Members of the House Foreign Affairs Subcommittee on Europe and witnesses at a reauthorization hearing warned that recent personnel reductions and frozen foreign assistance programs risked U.S. national-security interests and influence in Europe.
Representative Dina Titus (D-Nev.), citing reporting and staff briefings at the State Department, called proposed and executed layoffs “willful and malicious” and said they threaten programs that provide health services, election support and anti-corruption assistance abroad. “This has resulted in thousands of federal employees being fired,” Titus said, and she noted a circulating list of about 700 civil servants who could be dismissed and nearly 700 resignations in the last two months.

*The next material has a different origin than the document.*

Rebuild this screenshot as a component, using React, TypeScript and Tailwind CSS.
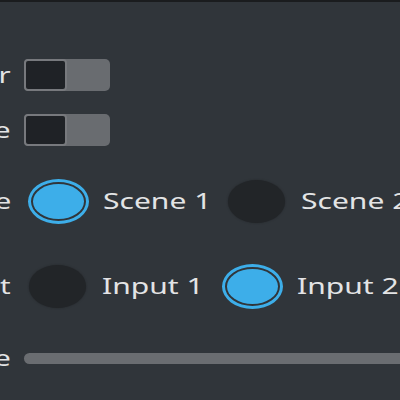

Witnesses and members connected staffing and funding choices to concrete policy outcomes. Ambassador James O’Brien said the specialized expertise in ISN and ADS is “second to none” for efforts such as restricting bad actors’ access to advanced technologies, enforcing sanctions and implementing ceasefires. He pointed to a recent enforcement effort that targeted an unregulated “shadow fleet” of tankers as an example in which bureau expertise and interagency work had enabled action.
Members also tied workforce and funding changes to decreases in U.S. ability to support partner countries. Representative William Keating and others said cuts to USAID and other foreign-assistance lines hinder Ukraine’s reconstruction and energy resilience and give leverage to Russia and China in Moldova and parts of the Western Balkans. Representative Titus listed several democracy and governance programs that she said have been eliminated or frozen, including support for Belarusian democratic leaders in exile, election monitoring in Kosovo, media development in Moldova and anti-corruption and energy programs in the Balkans.
Budget figures and program sizes were discussed but not always fully documented in oral testimony. The hearing record contains several numerical references: a past Marshall Plan figure cited as $13,000,000,000 in historical investments to Europe; a USAID agriculture program for Ukraine referenced at about $350,000,000; and witness comments that a supplemental appropriation for Ukraine had involved more than $30,000,000,000 in U.S. company contracts. Members said they intend to pursue further oversight, including requests for GAO reports and written agency responses, to trace how appropriated funds have been spent and whether statutory conditions were met.
The subcommittee did not vote on any measures at the hearing. Members and witnesses urged the committee to pair reauthorization language with oversight steps to preserve technical expertise, ensure accountability for assistance dollars and mitigate the security implications of personnel and program reductions.